§ To do
Can you write out all the lines word for word, with no pictures?

## begin

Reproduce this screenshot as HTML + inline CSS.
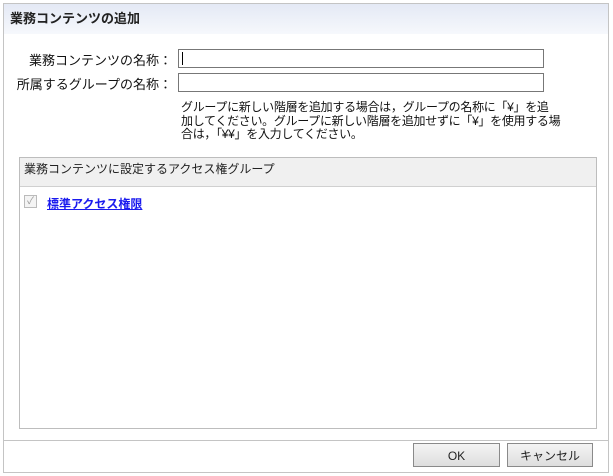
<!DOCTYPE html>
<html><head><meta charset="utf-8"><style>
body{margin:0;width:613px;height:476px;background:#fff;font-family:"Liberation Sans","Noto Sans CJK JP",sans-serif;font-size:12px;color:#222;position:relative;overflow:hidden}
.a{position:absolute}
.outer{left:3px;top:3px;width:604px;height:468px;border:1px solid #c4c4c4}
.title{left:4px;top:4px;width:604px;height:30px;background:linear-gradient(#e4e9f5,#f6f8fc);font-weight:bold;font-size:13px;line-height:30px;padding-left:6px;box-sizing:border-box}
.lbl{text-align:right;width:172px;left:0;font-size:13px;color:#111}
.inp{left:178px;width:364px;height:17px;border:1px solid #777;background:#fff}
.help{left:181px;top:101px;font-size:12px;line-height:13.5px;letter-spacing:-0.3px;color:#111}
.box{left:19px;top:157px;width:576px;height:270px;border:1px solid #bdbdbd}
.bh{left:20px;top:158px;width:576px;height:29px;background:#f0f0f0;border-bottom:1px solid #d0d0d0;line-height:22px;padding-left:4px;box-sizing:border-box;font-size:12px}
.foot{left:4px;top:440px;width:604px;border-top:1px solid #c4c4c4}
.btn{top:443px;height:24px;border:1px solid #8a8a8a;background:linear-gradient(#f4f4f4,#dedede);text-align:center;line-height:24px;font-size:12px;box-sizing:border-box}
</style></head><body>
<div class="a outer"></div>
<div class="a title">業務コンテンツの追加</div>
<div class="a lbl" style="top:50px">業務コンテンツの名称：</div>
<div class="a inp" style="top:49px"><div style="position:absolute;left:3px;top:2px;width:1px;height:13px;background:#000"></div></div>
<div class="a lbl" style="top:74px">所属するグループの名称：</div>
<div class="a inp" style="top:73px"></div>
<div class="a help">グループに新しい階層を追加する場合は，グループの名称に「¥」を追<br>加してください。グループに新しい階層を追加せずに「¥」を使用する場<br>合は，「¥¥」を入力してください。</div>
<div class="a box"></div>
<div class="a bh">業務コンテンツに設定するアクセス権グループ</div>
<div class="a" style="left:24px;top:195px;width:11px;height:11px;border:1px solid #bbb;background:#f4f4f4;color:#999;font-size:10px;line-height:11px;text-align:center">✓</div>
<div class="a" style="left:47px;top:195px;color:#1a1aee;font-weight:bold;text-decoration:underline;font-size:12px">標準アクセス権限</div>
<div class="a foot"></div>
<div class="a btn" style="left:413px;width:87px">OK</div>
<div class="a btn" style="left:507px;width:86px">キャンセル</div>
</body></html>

## end

§ Task output
Reproduce this screenshot as HTML + inline CSS.
<!DOCTYPE html>
<html><head><meta charset="utf-8"><style>
body{margin:0;width:613px;height:476px;background:#fff;font-family:"Liberation Sans","Noto Sans CJK JP",sans-serif;font-size:12px;color:#222;position:relative;overflow:hidden}
.a{position:absolute}
.outer{left:3px;top:3px;width:604px;height:468px;border:1px solid #c4c4c4}
.title{left:4px;top:4px;width:604px;height:30px;background:linear-gradient(#e4e9f5,#f6f8fc);font-weight:bold;font-size:13px;line-height:30px;padding-left:6px;box-sizing:border-box}
.lbl{text-align:right;width:172px;left:0;font-size:13px;color:#111}
.inp{left:178px;width:364px;height:17px;border:1px solid #777;background:#fff}
.help{left:181px;top:101px;font-size:12px;line-height:13.5px;letter-spacing:-0.3px;color:#111}
.box{left:19px;top:157px;width:576px;height:270px;border:1px solid #bdbdbd}
.bh{left:20px;top:158px;width:576px;height:29px;background:#f0f0f0;border-bottom:1px solid #d0d0d0;line-height:22px;padding-left:4px;box-sizing:border-box;font-size:12px}
.foot{left:4px;top:440px;width:604px;border-top:1px solid #c4c4c4}
.btn{top:443px;height:24px;border:1px solid #8a8a8a;background:linear-gradient(#f4f4f4,#dedede);text-align:center;line-height:24px;font-size:12px;box-sizing:border-box}
</style></head><body>
<div class="a outer"></div>
<div class="a title">業務コンテンツの追加</div>
<div class="a lbl" style="top:50px">業務コンテンツの名称：</div>
<div class="a inp" style="top:49px"><div style="position:absolute;left:3px;top:2px;width:1px;height:13px;background:#000"></div></div>
<div class="a lbl" style="top:74px">所属するグループの名称：</div>
<div class="a inp" style="top:73px"></div>
<div class="a help">グループに新しい階層を追加する場合は，グループの名称に「¥」を追<br>加してください。グループに新しい階層を追加せずに「¥」を使用する場<br>合は，「¥¥」を入力してください。</div>
<div class="a box"></div>
<div class="a bh">業務コンテンツに設定するアクセス権グループ</div>
<div class="a" style="left:24px;top:195px;width:11px;height:11px;border:1px solid #bbb;background:#f4f4f4;color:#999;font-size:10px;line-height:11px;text-align:center">✓</div>
<div class="a" style="left:47px;top:195px;color:#1a1aee;font-weight:bold;text-decoration:underline;font-size:12px">標準アクセス権限</div>
<div class="a foot"></div>
<div class="a btn" style="left:413px;width:87px">OK</div>
<div class="a btn" style="left:507px;width:86px">キャンセル</div>
</body></html>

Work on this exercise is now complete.